Cultural Diversity and Cultural Identity Define Humanity

Various international instruments confirm that cultural diversity is a defining characteristic of humanity that fosters human capacities and is essential to the full realisation of human rights. They confirm the importance of cultural diversity as a value to be promoted and protected and endorse the link between cultural diversity and human rights.

Human rights provide a moral and legal framework for promoting and preserving not only the diversity between cultures, but also the diversity within cultures. The universal human rights system offers many entry points to accommodate and promote cultural diversity.
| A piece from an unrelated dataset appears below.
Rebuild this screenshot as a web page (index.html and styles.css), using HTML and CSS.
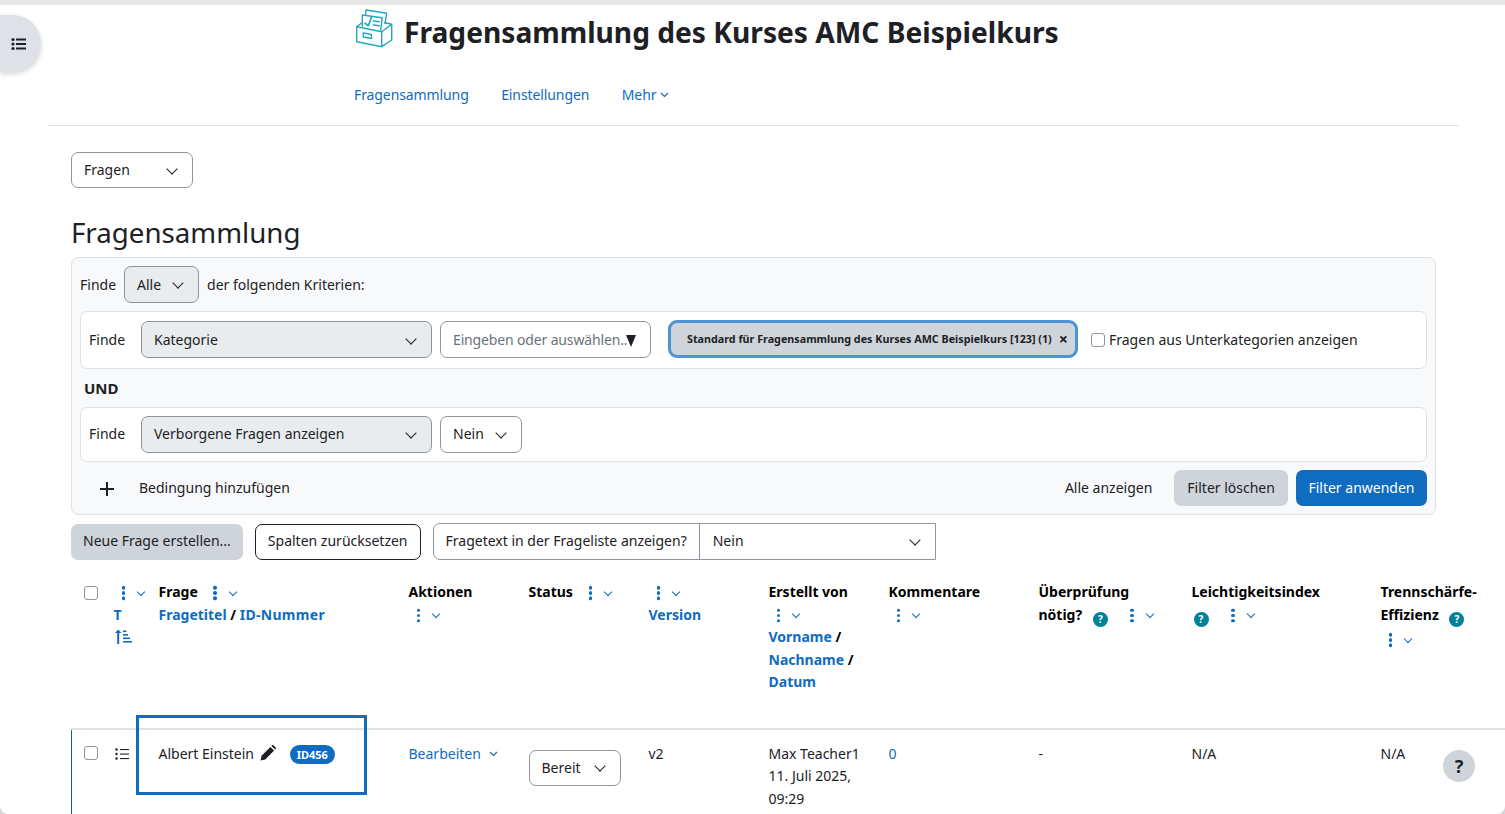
FILE: index.html
```html
<!DOCTYPE html>
<html lang="de">
<head>
<meta charset="utf-8">
<title>Fragensammlung</title>
<link rel="stylesheet" href="styles.css">
</head>
<body>
<button class="drawer-toggle" aria-label="Index">
  <svg width="16" height="14" viewBox="0 0 16 14"><g fill="#1d2125"><circle cx="2" cy="2.5" r="1.6"/><circle cx="2" cy="7" r="1.6"/><circle cx="2" cy="11.5" r="1.6"/><rect x="5" y="1.5" width="10" height="2"/><rect x="5" y="6" width="10" height="2"/><rect x="5" y="10.5" width="10" height="2"/></g></svg>
</button>
<header class="page-head">
  <div class="title-row">
    <svg class="title-icon" width="37" height="40" viewBox="0 0 37 40" fill="none" stroke="#22a8b8" stroke-width="1.4" stroke-linejoin="round" stroke-linecap="round">
      <path d="M9.7 5.5 L10 1 L30.7 4.3 L29 14.3"/>
      <path d="M6.3 17 V6 L26.3 8.7 L24.7 21"/>
      <path d="M9 14.3 L12.3 16.7 L15.7 7.7" stroke-width="1.7"/>
      <path d="M17.3 12 L23.3 12.7 M17.3 16 L23.3 16.7"/>
      <path d="M6.3 13.5 L0.7 17.7 L25.7 22.7 L35.7 15.3 L29 13.8 M0.7 17.7 V32.7 L25.7 37.7 L35.7 31 V15.3 M25.7 22.7 V37.7"/>
      <path d="M7.3 24 L15.5 25.5 V29.5 L7.3 28 Z"/>
    </svg>
    <h1>Fragensammlung des Kurses AMC Beispielkurs</h1>
  </div>
  <nav class="tabs">
    <a href="#">Fragensammlung</a>
    <a href="#">Einstellungen</a>
    <a href="#">Mehr <svg class="chev-s" width="9" height="6" viewBox="0 0 9 6"><path d="M1 1 L4.5 4.5 L8 1" fill="none" stroke="currentColor" stroke-width="1.2"/></svg></a>
  </nav>
</header>
<hr class="rule">
<main class="content">
  <div class="select plain w-fragen">Fragen <span class="caret"></span></div>
  <h2>Fragensammlung</h2>
  <section class="filter">
    <div class="filter-top">
      <span class="nudge">Finde</span>
      <div class="select grey w-alle">Alle <span class="caret"></span></div>
      <span class="nudge">der folgenden Kriterien:</span>
    </div>
    <div class="cond c1">
      <span class="finde">Finde</span>
      <div class="select grey w-cond">Kategorie <span class="caret"></span></div>
      <div class="select plain w-input"><span class="ph">Eingeben oder auswählen..</span><span class="tri"></span></div>
      <div class="tag"><span>Standard für Fragensammlung des Kurses AMC Beispielkurs [123] (1)</span><b>×</b></div>
      <span class="box"></span><span class="sub">Fragen aus Unterkategorien anzeigen</span>
    </div>
    <div class="und">UND</div>
    <div class="cond c2">
      <span class="finde">Finde</span>
      <div class="select grey w-cond">Verborgene Fragen anzeigen <span class="caret"></span></div>
      <div class="select plain w-nein">Nein <span class="caret"></span></div>
    </div>
    <div class="filter-foot">
      <span class="plus"></span>
      <span class="add nudge">Bedingung hinzufügen</span>
      <span class="all nudge">Alle anzeigen</span>
      <button class="btn grey-btn nudge-btn">Filter löschen</button>
      <button class="btn blue-btn nudge-btn">Filter anwenden</button>
    </div>
  </section>
  <div class="actions">
    <button class="btn grey-btn neue">Neue Frage erstellen...</button>
    <button class="btn outline">Spalten zurücksetzen</button>
    <div class="joined"><span class="lbl">Fragetext in der Frageliste anzeigen?</span><div class="val">Nein <span class="caret"></span></div></div>
  </div>
  <div class="table-wrap">
    <table>
      <colgroup>
        <col class="c-a"><col class="c-b"><col class="c-c"><col class="c-d"><col class="c-d"><col class="c-d"><col class="c-d"><col class="c-e"><col class="c-f"><col class="c-g"><col class="c-h">
      </colgroup>
      <thead>
        <tr>
          <th><span class="box"></span></th>
          <th class="icons"><span class="menu"><i class="dots"></i><i class="chev"></i></span><br><a href="#">T</a><br>
            <a href="#"><svg class="sort" width="18" height="15" viewBox="0 0 18 15" fill="currentColor"><path d="M3.2 15 V4 H1 L4.2 0.5 L7.4 4 H5.2 V15 Z"/><rect x="9" y="1.5" width="3.5" height="1.6"/><rect x="9" y="5" width="5" height="1.6"/><rect x="9" y="8.5" width="7" height="1.6"/><rect x="9" y="12" width="9" height="1.6"/></svg></a></th>
          <th>Frage <span class="menu m-l"><i class="dots"></i><i class="chev"></i></span><br><a href="#">Fragetitel</a> / <a href="#" class="wide">ID-Nummer</a></th>
          <th>Aktionen<br><span class="menu"><i class="dots"></i><i class="chev"></i></span></th>
          <th>Status <span class="menu m-l"><i class="dots"></i><i class="chev"></i></span></th>
          <th><span class="menu"><i class="dots"></i><i class="chev"></i></span><br><a href="#">Version</a></th>
          <th>Erstellt von<br><span class="menu"><i class="dots"></i><i class="chev"></i></span><br><a href="#">Vorname</a> /<br><a href="#">Nachname</a> /<br><a href="#">Datum</a></th>
          <th>Kommentare<br><span class="menu"><i class="dots"></i><i class="chev"></i></span></th>
          <th>Überprüfung<br>nötig? <span class="help">?</span> <span class="menu m-w"><i class="dots"></i><i class="chev"></i></span></th>
          <th>Leichtigkeitsindex<br><span class="help h-first">?</span> <span class="menu m-w"><i class="dots"></i><i class="chev"></i></span></th>
          <th>Trennschärfe-<br>Effizienz <span class="help">?</span><br><span class="menu m-t"><i class="dots"></i><i class="chev"></i></span></th>
        </tr>
      </thead>
      <tbody>
        <tr>
          <td class="rowbar"><span class="box"></span></td>
          <td><svg class="list" width="14" height="12" viewBox="0 0 14 12" fill="#1d2125"><circle cx="1.5" cy="1.5" r="1.2"/><circle cx="1.5" cy="6" r="1.2"/><circle cx="1.5" cy="10.5" r="1.2"/><rect x="5" y="1" width="9" height="1.1"/><rect x="5" y="5.5" width="9" height="1.1"/><rect x="5" y="10" width="9" height="1.1"/></svg></td>
          <td>Albert Einstein <svg class="pen" width="16" height="16" viewBox="0 0 16 16"><path fill="#1d2125" d="M0.5 15.5 L1.6 10.7 L10.4 1.9 L14.1 5.6 L5.3 14.4 Z M11.4 0.9 L12.2 0.3 Q13 -0.2 13.8 0.5 L15.5 2.2 Q16.2 3 15.7 3.8 L15.1 4.6 Z"/></svg><span class="badge">ID456</span></td>
          <td><a href="#" class="normal">Bearbeiten <svg class="chev-s m-b" width="9" height="6" viewBox="0 0 9 6"><path d="M1 1 L4.5 4.5 L8 1" fill="none" stroke="currentColor" stroke-width="1.1"/></svg></a></td>
          <td><div class="select plain w-bereit">Bereit <span class="caret"></span></div></td>
          <td>v2</td>
          <td>Max Teacher1<br>11. Juli 2025,<br>09:29</td>
          <td><a href="#" class="normal">0</a></td>
          <td>-</td>
          <td>N/A</td>
          <td>N/A</td>
        </tr>
      </tbody>
    </table>
    <div class="highlight"></div>
  </div>
</main>
<button class="help-fab" aria-label="Hilfe">?</button>
</body>
</html>
```
FILE: styles.css
```css
* { box-sizing: border-box; }
html { margin: 0; height: 814px; overflow: hidden; background: #d6d6da; }
body {
  margin: 0; height: 814px; overflow: hidden;
  font-family: "Noto Sans", "Open Sans", "Liberation Sans", sans-serif;
  font-size: 14px;
  line-height: 22.5px;
  color: #1d2125;
  background: #fff;
  border-top: 5px solid #e9e9ec;
  border-radius: 0 0 8px 8px;
  position: relative;
}
a { color: #0f6cbf; text-decoration: none; }
button { font: inherit; cursor: pointer; }

.drawer-toggle {
  position: absolute; left: 0; top: 10px; width: 41px; height: 57px;
  border: 0; background: #dee2e6; border-radius: 0 28px 28px 0;
  box-shadow: 0 2px 5px rgba(0,0,0,.16); padding: 0 5px 0 0;
}
.drawer-toggle svg { display: block; margin: 0 auto 0 11px; }

.page-head { padding-left: 355px; height: 120px; }
.title-row { display: flex; align-items: center; gap: 11px; height: 56px; padding-bottom: 2px; }
.title-row h1 { margin: 0; font-size: 28.17px; font-weight: 700; line-height: 40px; color: #1d2125; white-space: nowrap; }
.title-icon { flex: none; margin: -6px 0 0 1px; }
.tabs { display: flex; gap: 32.5px; margin: 23px 0 0 -1px; letter-spacing: -.1px; }
.chev-s { vertical-align: 2px; }

.rule { margin: 0 46px 0 48px; border: 0; border-top: 1px solid #dee2e6; }

.content { padding-left: 71px; padding-top: 26px; }
.content h2 { margin: 24px 0 5px; font-size: 27.7px; font-weight: 400; line-height: 40px; }

.select {
  display: inline-flex; align-items: center; justify-content: space-between;
  height: 37px; padding: 1px 14px 0 12px; border-radius: 7px;
  border: 1px solid #8f959e; background: #fff; white-space: nowrap;
}
.select.grey { background: #e9ecef; }
.caret {
  display: inline-block; width: 8px; height: 8px; margin: -4px 2px 0 0;
  border-right: 1.5px solid #1d2125; border-bottom: 1.5px solid #1d2125;
  transform: rotate(45deg);
}
.w-fragen { width: 122px; height: 36px; }
.w-alle { width: 75px; }
.w-cond { width: 291px; }
.w-input { width: 211px; justify-content: flex-start; }
.w-nein { width: 82px; }
.w-bereit { width: 92px; height: 36px; }
.ph { color: #6a737b; letter-spacing: -.15px; }
.tri { width: 0; height: 0; margin: 1px 0 0 -1px; border-left: 5.5px solid transparent; border-right: 5.5px solid transparent; border-top: 12px solid #1d2125; }

.filter {
  width: 1365px; height: 258px; padding: 8px;
  background: #f8f9fa; border: 1px solid #dee2e6; border-radius: 7px;
}
.nudge { padding-top: 2px; }
.filter-top { display: flex; align-items: center; gap: 8px; height: 37px; }
.cond {
  display: flex; align-items: center; background: #fff;
  border: 1px solid #dee2e6; border-radius: 7px; padding-left: 8px;
}
.c1 { height: 58px; margin-top: 8px; padding-bottom: 2px; }
.c1 .finde, .c1 .sub, .c1 .box { margin-top: 2px; }
.c1 .select { padding-top: 3px; }
.c2 { height: 55px; }
.finde { width: 52px; }
.cond .w-input, .cond .w-nein { margin-left: 8px; }
.tag {
  display: flex; align-items: center; justify-content: space-between;
  width: 410px; height: 38px; margin-left: 17px; padding: 1px 7px 0 16px;
  background: #ced4da; border: 3.5px solid #4b93d3; border-radius: 9px;
  font-size: 10.75px; font-weight: 700; white-space: nowrap;
}
.tag b { font-size: 16px; font-weight: 700; }
.box {
  display: inline-block; width: 14px; height: 14px; flex: none;
  border: 1px solid #8f959e; border-radius: 3px; background: #fff;
}
.cond .box { margin-left: 13px; }
.sub { margin-left: 4px; }
.und { font-weight: 700; margin: 8px 0 7px 4px; font-size: 15px; }
.filter-foot { display: flex; align-items: center; height: 36px; margin-top: 8px; }
.plus { flex: none; width: 14px; height: 14px; margin: 2px 0 0 20px; background: linear-gradient(#1d2125,#1d2125) center/100% 2px no-repeat, linear-gradient(#1d2125,#1d2125) center/2px 100% no-repeat; }
.add { margin-left: 25px; flex: 1; }
.all { margin-right: 22px; }
.btn { height: 36px; padding: 0 12px; border-radius: 7px; border: 1px solid transparent; white-space: nowrap; }
.nudge-btn { padding-top: 2px; }
.grey-btn { background: #ced4da; color: #1d2125; }
.blue-btn { background: #0f6cbf; color: #fff; margin-left: 8px; padding-left: 11.5px; padding-right: 11.5px; }
.neue { padding: 0 11px; }
.outline { background: #fff; border-color: #1d2125; color: #1d2125; }

.actions { display: flex; align-items: center; gap: 12px; margin-top: 8px; }
.joined { display: flex; height: 37px; border: 1px solid #8f959e; border-radius: 7px 0 0 7px; }
.lbl { padding: 6px 12px 0 12px; border-right: 1px solid #8f959e; white-space: nowrap; }
.val { width: 235px; padding: 0 14px 0 13px; display: flex; align-items: center; justify-content: space-between; }

.table-wrap { position: relative; margin-top: 11px; width: 1479px; }
table { border-collapse: collapse; table-layout: fixed; width: 1479px; }
.c-a { width: 30px; } .c-b { width: 45px; } .c-c { width: 250px; } .c-d { width: 120px; }
.c-e { width: 150px; } .c-f { width: 153px; } .c-g { width: 189px; } .c-h { width: 182px; }
th, td { text-align: left; vertical-align: top; padding: 0 12px; }
th { font-weight: 700; height: 158px; padding-top: 10px; color: #000; border-bottom: 2px solid #dee2e6; }
th a { color: #0f6cbf; }
.wide { letter-spacing: .3px; }
td { padding-top: 12.5px; height: 90px; }
th:first-child, td:first-child { padding: 0 0 0 12px; }
th:first-child { padding-top: 13px; }
td:first-child { padding-top: 14px; border-left: 1px solid #0f6c7a; }
.normal { font-weight: 400; }
.menu { display: inline-flex; align-items: center; gap: 13px; height: 14px; vertical-align: middle; margin-left: 5px; }
.m-l { margin-left: 9px; }
.m-w { margin-left: 16px; }
.m-t { margin-top: 3px; }
.dots { display: block; width: 3.4px; height: 3.4px; border-radius: 50%; background: #0f6cbf; box-shadow: 0 -5.3px 0 #0f6cbf, 0 5.3px 0 #0f6cbf; margin-left: 3px; }
.chev { display: block; width: 6px; height: 6px; margin: -3px 1px 0 0; border-right: 1.2px solid #0f6cbf; border-bottom: 1.2px solid #0f6cbf; transform: rotate(45deg); }
.icons { padding-left: 12px; padding-right: 0; white-space: nowrap; }
.sort { display: inline-block; vertical-align: -2px; }
.help {
  display: inline-block; width: 15px; height: 15px; margin-left: 7px; vertical-align: -3px;
  border-radius: 50%; background: #008196; color: #fff; font-size: 10px; line-height: 15px; text-align: center; font-weight: 700;
}
.h-first { margin-left: 2px; }
.list { margin: 5px 0 0 1px; display: block; }
.pen { vertical-align: -2px; margin-left: 2px; }
.badge {
  display: inline-block; margin-left: 14px; padding: 0 7px; height: 19px; line-height: 19px;
  background: #0f6cbf; color: #fff; font-size: 11px; font-weight: 700; border-radius: 10px; vertical-align: 0;
}
.m-b { margin-left: 4px; }
td .select { margin-top: 7px; }
.highlight { position: absolute; left: 65px; top: 144px; width: 231px; height: 80px; border: 3px solid #0f6cbf; pointer-events: none; }
.help-fab {
  position: absolute; left: 1443px; top: 745px; width: 32px; height: 32px; padding: 0;
  border: 0; border-radius: 50%; background: #ced4da; color: #1d2125; font-size: 18px; font-weight: 700;
}
```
While applying universally, human rights norms include the necessary flexibility to be receptive to and to promote cultural pluralism, among and within states, communities and individuals.

Individuals and communities can use international human rights law to develop and maintain cultures and promote and protect their cultural identities. At the same time, cultural rights cannot be enjoyed unlimitedly and cannot be invoked or interpreted in such a way as to justify the denial or violation of other human rights or the exclusion of certain categories of persons, such as women, from the enjoyment of human rights.

Human rights and cultural diversity may have a mutually beneficial relationship, but this does not mean that, as in all relationships, there will be no complexities or (unexpected) issues that will continue to demand respect, flexibility and adaptability of one and/or the other. While states play a crucial role in this regard and should, indeed, secure conditions, or help to maintain infrastructures, that enable the →participation of everyone in a multifaceted cultural life, there cannot be merely top-down approaches. Cultures are determined and developed by individuals and communities, who should always be involved and consulted in cultural laws and policy processes, thereby making these laws and policies more human rights proof.